* _Supplied material_
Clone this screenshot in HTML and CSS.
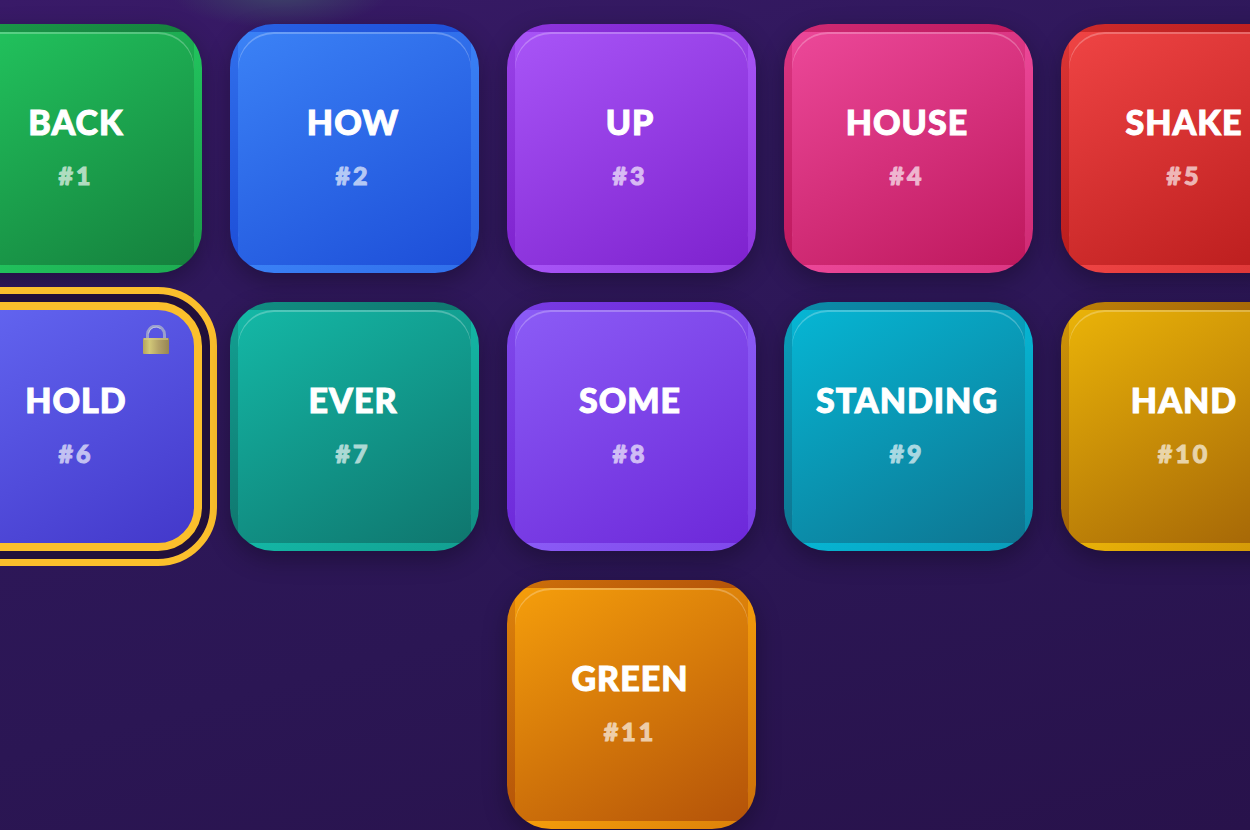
FILE: index.html
```html
<!DOCTYPE html>
<html lang="en">
<head>
	<meta charset="utf-8">
	<meta name="viewport" content="width=device-width, initial-scale=1">
	<title>Words</title>
	<link rel="stylesheet" href="styles.css">
</head>
<body>
	<main class="board">
		<div class="row">
			<button type="button" class="tile green"><span class="word">BACK</span><span class="num">#1</span></button>
			<button type="button" class="tile blue"><span class="word">HOW</span><span class="num">#2</span></button>
			<button type="button" class="tile purple"><span class="word">UP</span><span class="num">#3</span></button>
			<button type="button" class="tile pink"><span class="word">HOUSE</span><span class="num">#4</span></button>
			<button type="button" class="tile red"><span class="word">SHAKE</span><span class="num">#5</span></button>
		</div>
		<div class="row">
			<button type="button" class="tile indigo locked">
				<svg class="lock" viewBox="0 0 28 30" aria-hidden="true">
					<defs>
						<linearGradient id="brass">
							<stop offset="0" stop-color="#b5a45c"/>
							<stop offset="0.25" stop-color="#d2c878"/>
							<stop offset="0.6" stop-color="#b3a267"/>
							<stop offset="1" stop-color="#978653"/>
						</linearGradient>
					</defs>
					<path d="M5.5 14V9.500a8.500 8.500 0 0 1 17 0V14" fill="none" stroke="#9a9fce" stroke-width="3"/>
					<path d="M6.500 8.500a7.500 7.500 0 0 1 12-5" fill="none" stroke="#bcc3e2" stroke-width="1"/>
					<rect x="1" y="13" width="26" height="16" rx="1" fill="url(#brass)"/>
					<path d="M2 14h24" stroke="#d8cf8c" stroke-width="1"/>
				</svg>
				<span class="word">HOLD</span><span class="num">#6</span>
			</button>
			<button type="button" class="tile teal"><span class="word">EVER</span><span class="num">#7</span></button>
			<button type="button" class="tile violet"><span class="word">SOME</span><span class="num">#8</span></button>
			<button type="button" class="tile cyan"><span class="word">STANDING</span><span class="num">#9</span></button>
			<button type="button" class="tile yellow"><span class="word">HAND</span><span class="num">#10</span></button>
		</div>
		<div class="row">
			<button type="button" class="tile amber"><span class="word">GREEN</span><span class="num">#11</span></button>
		</div>
	</main>
</body>
</html>
```
FILE: styles.css
```css
* {
	box-sizing: border-box;
}

body {
	margin: 0;
	min-height: 100vh;
	overflow: hidden;
	font-family: "Lato", "Open Sans", sans-serif;
	background:
		radial-gradient(ellipse 110px 36px at 280px -8px, #3d4468, transparent),
		linear-gradient(165deg, #391a68 0, #2f185b 30%, #2b1654 65%, #28124b 100%);
}

.board {
	display: flex;
	flex-direction: column;
	gap: 29px;
	padding: 24px 0 0 12px;
}

.row {
	display: flex;
	justify-content: center;
	gap: 28px;
}

.tile {
	position: relative;
	display: flex;
	flex-direction: column;
	align-items: center;
	justify-content: center;
	gap: 17px;
	flex: none;
	width: 249px;
	height: 249px;
	padding: 0 2px 4px 0;
	border: 8px solid transparent;
	border-radius: 44px;
	/* the gradient repeats under the clear border and makes the bevel */
	background-image: linear-gradient(150deg, var(--from), var(--to));
	box-shadow: 0 8px 24px rgba(0, 0, 0, 0.3), inset 0 2px 0 rgba(255, 255, 255, 0.25);
	font-family: inherit;
	color: #fff;
	cursor: pointer;
}

.word {
	font-size: 34px;
	line-height: 40px;
	font-weight: 900;
	letter-spacing: 1px;
	-webkit-text-stroke: 1px currentColor;
}

.num {
	font-size: 25px;
	line-height: 32px;
	font-weight: 900;
	letter-spacing: 3px;
	color: #fff;
	opacity: 0.65;
	-webkit-text-stroke: 1px currentColor;
}

.locked {
	border-color: #fbbf2c;
	outline: 7px solid #fbbf2c;
	outline-offset: 8px;
	box-shadow: 0 0 0 8px #22103a;
}

.lock {
	position: absolute;
	top: 15px;
	right: 24px;
	width: 28px;
	height: 30px;
}

.green { --from: #22c55e; --to: #15803d; }
.blue { --from: #3b82f6; --to: #1d4ed8; }
.purple { --from: #a855f7; --to: #7e22ce; }
.pink { --from: #ec4899; --to: #be185d; }
.red { --from: #ef4444; --to: #b91c1c; }
.indigo { --from: #6366f1; --to: #4338ca; }
.teal { --from: #14b8a6; --to: #0f766e; }
.violet { --from: #8b5cf6; --to: #6d28d9; }
.cyan { --from: #06b6d4; --to: #0e7490; }
.yellow { --from: #eab308; --to: #a16207; }
.amber { --from: #f59e0b; --to: #b45309; }
```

* _Instructions for the task_
Your task is an exact transcription of all the data, minus the pictures.

* _Answer in full_
Clone this screenshot in HTML and CSS.
FILE: index.html
```html
<!DOCTYPE html>
<html lang="en">
<head>
	<meta charset="utf-8">
	<meta name="viewport" content="width=device-width, initial-scale=1">
	<title>Words</title>
	<link rel="stylesheet" href="styles.css">
</head>
<body>
	<main class="board">
		<div class="row">
			<button type="button" class="tile green"><span class="word">BACK</span><span class="num">#1</span></button>
			<button type="button" class="tile blue"><span class="word">HOW</span><span class="num">#2</span></button>
			<button type="button" class="tile purple"><span class="word">UP</span><span class="num">#3</span></button>
			<button type="button" class="tile pink"><span class="word">HOUSE</span><span class="num">#4</span></button>
			<button type="button" class="tile red"><span class="word">SHAKE</span><span class="num">#5</span></button>
		</div>
		<div class="row">
			<button type="button" class="tile indigo locked">
				<svg class="lock" viewBox="0 0 28 30" aria-hidden="true">
					<defs>
						<linearGradient id="brass">
							<stop offset="0" stop-color="#b5a45c"/>
							<stop offset="0.25" stop-color="#d2c878"/>
							<stop offset="0.6" stop-color="#b3a267"/>
							<stop offset="1" stop-color="#978653"/>
						</linearGradient>
					</defs>
					<path d="M5.5 14V9.500a8.500 8.500 0 0 1 17 0V14" fill="none" stroke="#9a9fce" stroke-width="3"/>
					<path d="M6.500 8.500a7.500 7.500 0 0 1 12-5" fill="none" stroke="#bcc3e2" stroke-width="1"/>
					<rect x="1" y="13" width="26" height="16" rx="1" fill="url(#brass)"/>
					<path d="M2 14h24" stroke="#d8cf8c" stroke-width="1"/>
				</svg>
				<span class="word">HOLD</span><span class="num">#6</span>
			</button>
			<button type="button" class="tile teal"><span class="word">EVER</span><span class="num">#7</span></button>
			<button type="button" class="tile violet"><span class="word">SOME</span><span class="num">#8</span></button>
			<button type="button" class="tile cyan"><span class="word">STANDING</span><span class="num">#9</span></button>
			<button type="button" class="tile yellow"><span class="word">HAND</span><span class="num">#10</span></button>
		</div>
		<div class="row">
			<button type="button" class="tile amber"><span class="word">GREEN</span><span class="num">#11</span></button>
		</div>
	</main>
</body>
</html>
```
FILE: styles.css
```css
* {
	box-sizing: border-box;
}

body {
	margin: 0;
	min-height: 100vh;
	overflow: hidden;
	font-family: "Lato", "Open Sans", sans-serif;
	background:
		radial-gradient(ellipse 110px 36px at 280px -8px, #3d4468, transparent),
		linear-gradient(165deg, #391a68 0, #2f185b 30%, #2b1654 65%, #28124b 100%);
}

.board {
	display: flex;
	flex-direction: column;
	gap: 29px;
	padding: 24px 0 0 12px;
}

.row {
	display: flex;
	justify-content: center;
	gap: 28px;
}

.tile {
	position: relative;
	display: flex;
	flex-direction: column;
	align-items: center;
	justify-content: center;
	gap: 17px;
	flex: none;
	width: 249px;
	height: 249px;
	padding: 0 2px 4px 0;
	border: 8px solid transparent;
	border-radius: 44px;
	/* the gradient repeats under the clear border and makes the bevel */
	background-image: linear-gradient(150deg, var(--from), var(--to));
	box-shadow: 0 8px 24px rgba(0, 0, 0, 0.3), inset 0 2px 0 rgba(255, 255, 255, 0.25);
	font-family: inherit;
	color: #fff;
	cursor: pointer;
}

.word {
	font-size: 34px;
	line-height: 40px;
	font-weight: 900;
	letter-spacing: 1px;
	-webkit-text-stroke: 1px currentColor;
}

.num {
	font-size: 25px;
	line-height: 32px;
	font-weight: 900;
	letter-spacing: 3px;
	color: #fff;
	opacity: 0.65;
	-webkit-text-stroke: 1px currentColor;
}

.locked {
	border-color: #fbbf2c;
	outline: 7px solid #fbbf2c;
	outline-offset: 8px;
	box-shadow: 0 0 0 8px #22103a;
}

.lock {
	position: absolute;
	top: 15px;
	right: 24px;
	width: 28px;
	height: 30px;
}

.green { --from: #22c55e; --to: #15803d; }
.blue { --from: #3b82f6; --to: #1d4ed8; }
.purple { --from: #a855f7; --to: #7e22ce; }
.pink { --from: #ec4899; --to: #be185d; }
.red { --from: #ef4444; --to: #b91c1c; }
.indigo { --from: #6366f1; --to: #4338ca; }
.teal { --from: #14b8a6; --to: #0f766e; }
.violet { --from: #8b5cf6; --to: #6d28d9; }
.cyan { --from: #06b6d4; --to: #0e7490; }
.yellow { --from: #eab308; --to: #a16207; }
.amber { --from: #f59e0b; --to: #b45309; }
```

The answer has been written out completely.